Exercise requirements: Every line with the word "page" in it should be extracted from the data that follows.

Collected material:
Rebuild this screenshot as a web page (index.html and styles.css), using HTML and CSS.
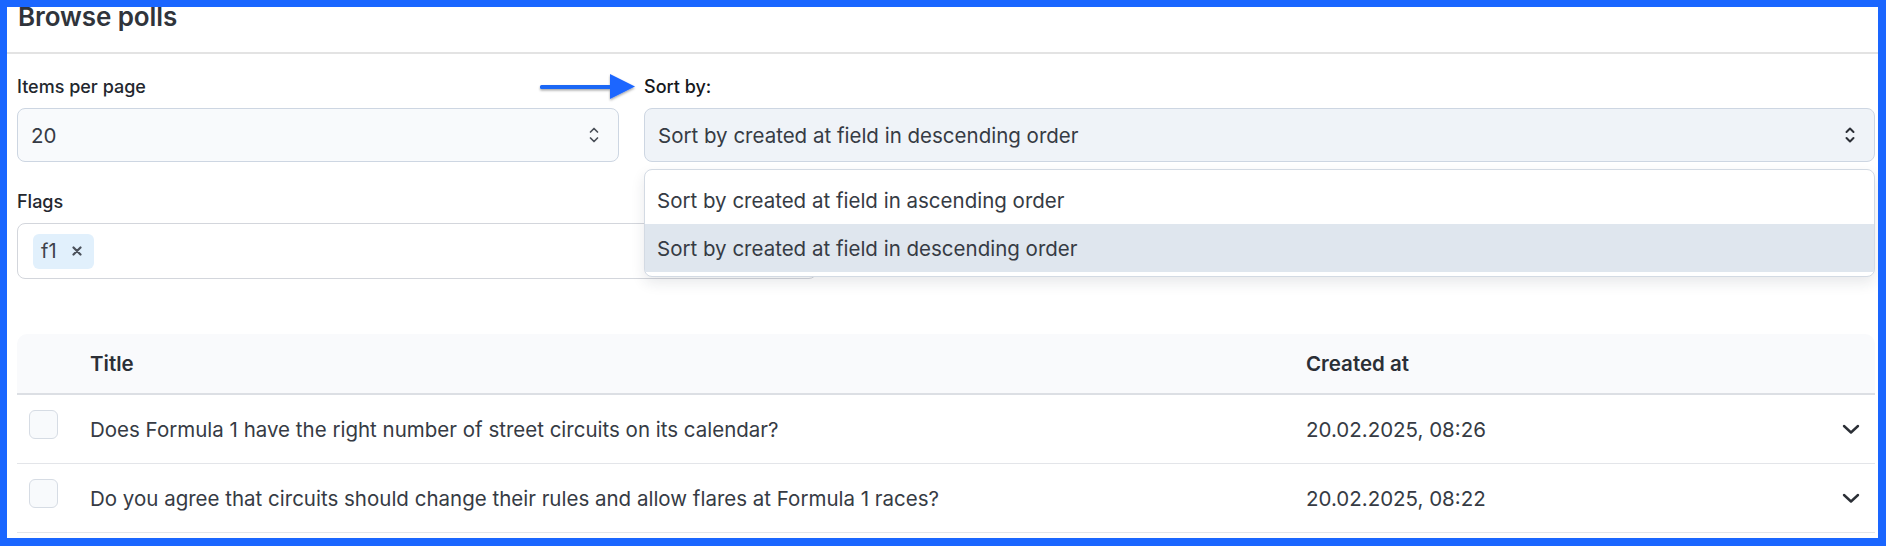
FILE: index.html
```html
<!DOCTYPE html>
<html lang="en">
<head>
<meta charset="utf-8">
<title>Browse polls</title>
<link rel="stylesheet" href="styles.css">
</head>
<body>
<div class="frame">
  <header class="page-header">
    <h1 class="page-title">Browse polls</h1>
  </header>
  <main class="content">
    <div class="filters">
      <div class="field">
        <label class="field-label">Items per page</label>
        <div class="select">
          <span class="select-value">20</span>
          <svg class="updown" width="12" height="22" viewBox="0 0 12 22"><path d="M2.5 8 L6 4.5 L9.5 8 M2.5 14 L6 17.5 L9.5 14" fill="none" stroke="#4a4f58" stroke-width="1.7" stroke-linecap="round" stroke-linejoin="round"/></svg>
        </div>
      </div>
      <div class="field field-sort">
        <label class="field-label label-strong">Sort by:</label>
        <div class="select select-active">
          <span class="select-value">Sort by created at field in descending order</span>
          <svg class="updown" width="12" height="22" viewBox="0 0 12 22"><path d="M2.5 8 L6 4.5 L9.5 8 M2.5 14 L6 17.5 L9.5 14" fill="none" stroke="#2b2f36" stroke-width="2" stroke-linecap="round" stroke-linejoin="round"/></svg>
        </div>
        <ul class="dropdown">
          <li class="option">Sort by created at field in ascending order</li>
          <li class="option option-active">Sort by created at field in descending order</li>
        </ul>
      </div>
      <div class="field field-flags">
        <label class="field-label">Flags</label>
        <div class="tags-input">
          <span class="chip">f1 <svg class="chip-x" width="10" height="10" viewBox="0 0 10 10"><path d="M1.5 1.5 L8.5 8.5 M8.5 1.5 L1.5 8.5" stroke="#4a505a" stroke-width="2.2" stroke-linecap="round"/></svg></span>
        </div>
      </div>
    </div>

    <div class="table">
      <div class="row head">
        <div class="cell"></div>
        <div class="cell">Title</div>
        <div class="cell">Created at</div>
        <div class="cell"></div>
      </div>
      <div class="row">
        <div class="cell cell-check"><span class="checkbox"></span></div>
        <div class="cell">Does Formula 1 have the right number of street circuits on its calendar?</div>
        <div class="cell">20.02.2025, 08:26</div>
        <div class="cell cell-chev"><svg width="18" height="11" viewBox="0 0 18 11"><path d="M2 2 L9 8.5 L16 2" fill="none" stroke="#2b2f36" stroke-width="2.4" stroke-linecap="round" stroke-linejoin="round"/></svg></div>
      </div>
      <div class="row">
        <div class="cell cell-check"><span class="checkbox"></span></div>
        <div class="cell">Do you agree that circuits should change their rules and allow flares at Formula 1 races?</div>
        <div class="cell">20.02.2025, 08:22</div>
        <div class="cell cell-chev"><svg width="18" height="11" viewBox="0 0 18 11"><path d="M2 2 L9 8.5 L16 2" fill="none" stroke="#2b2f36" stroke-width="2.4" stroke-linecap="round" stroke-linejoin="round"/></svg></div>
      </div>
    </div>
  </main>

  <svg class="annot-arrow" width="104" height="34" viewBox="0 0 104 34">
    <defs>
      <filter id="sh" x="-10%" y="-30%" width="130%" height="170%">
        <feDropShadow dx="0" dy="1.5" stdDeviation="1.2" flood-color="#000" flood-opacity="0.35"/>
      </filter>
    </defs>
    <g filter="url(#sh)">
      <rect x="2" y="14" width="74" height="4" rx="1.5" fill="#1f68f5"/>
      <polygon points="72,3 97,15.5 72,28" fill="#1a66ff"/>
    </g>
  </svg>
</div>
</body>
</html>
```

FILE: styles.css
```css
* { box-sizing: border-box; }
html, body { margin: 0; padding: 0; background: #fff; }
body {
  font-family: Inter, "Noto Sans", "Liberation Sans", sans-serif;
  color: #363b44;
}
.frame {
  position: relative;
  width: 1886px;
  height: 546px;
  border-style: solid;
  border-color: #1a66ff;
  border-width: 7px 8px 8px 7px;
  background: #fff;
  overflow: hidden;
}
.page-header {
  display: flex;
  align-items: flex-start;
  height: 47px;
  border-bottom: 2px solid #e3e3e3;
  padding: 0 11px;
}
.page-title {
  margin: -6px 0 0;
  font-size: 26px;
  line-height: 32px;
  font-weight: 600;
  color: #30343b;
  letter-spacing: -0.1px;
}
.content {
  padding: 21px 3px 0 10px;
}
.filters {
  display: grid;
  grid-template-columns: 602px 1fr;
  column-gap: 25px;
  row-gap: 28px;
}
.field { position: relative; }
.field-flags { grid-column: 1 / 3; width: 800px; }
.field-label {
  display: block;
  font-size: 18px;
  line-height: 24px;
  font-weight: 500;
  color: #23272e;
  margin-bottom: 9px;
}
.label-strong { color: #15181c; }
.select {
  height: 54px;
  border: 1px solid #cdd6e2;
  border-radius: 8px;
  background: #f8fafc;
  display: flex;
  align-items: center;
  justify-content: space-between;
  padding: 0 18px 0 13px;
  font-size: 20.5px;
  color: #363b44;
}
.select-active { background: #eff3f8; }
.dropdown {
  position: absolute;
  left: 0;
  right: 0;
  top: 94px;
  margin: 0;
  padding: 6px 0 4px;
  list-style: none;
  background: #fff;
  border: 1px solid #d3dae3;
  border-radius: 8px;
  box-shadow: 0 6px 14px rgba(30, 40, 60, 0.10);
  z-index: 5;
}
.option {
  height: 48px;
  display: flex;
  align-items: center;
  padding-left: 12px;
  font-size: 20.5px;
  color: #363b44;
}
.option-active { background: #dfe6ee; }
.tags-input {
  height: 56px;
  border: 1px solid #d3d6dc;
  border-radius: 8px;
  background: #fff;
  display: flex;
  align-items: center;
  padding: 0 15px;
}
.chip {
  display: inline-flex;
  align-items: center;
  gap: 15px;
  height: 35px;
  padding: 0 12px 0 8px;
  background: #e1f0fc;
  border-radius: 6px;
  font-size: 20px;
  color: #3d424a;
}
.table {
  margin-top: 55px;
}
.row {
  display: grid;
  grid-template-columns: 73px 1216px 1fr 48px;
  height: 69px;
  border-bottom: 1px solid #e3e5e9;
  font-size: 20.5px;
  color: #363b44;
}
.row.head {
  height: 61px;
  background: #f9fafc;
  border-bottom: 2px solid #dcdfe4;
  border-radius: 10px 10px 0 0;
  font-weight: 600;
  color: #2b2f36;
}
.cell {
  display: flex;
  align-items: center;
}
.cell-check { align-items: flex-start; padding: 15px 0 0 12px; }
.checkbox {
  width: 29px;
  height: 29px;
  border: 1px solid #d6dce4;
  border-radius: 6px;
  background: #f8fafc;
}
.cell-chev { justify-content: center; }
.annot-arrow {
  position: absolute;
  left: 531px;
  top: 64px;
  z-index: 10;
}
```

Exercise answer:
Rebuild this screenshot as a web page (index.html and styles.css), using HTML and CSS.
  <header class="page-header">
    <h1 class="page-title">Browse polls</h1>
        <label class="field-label">Items per page</label>
.page-header {
.page-title {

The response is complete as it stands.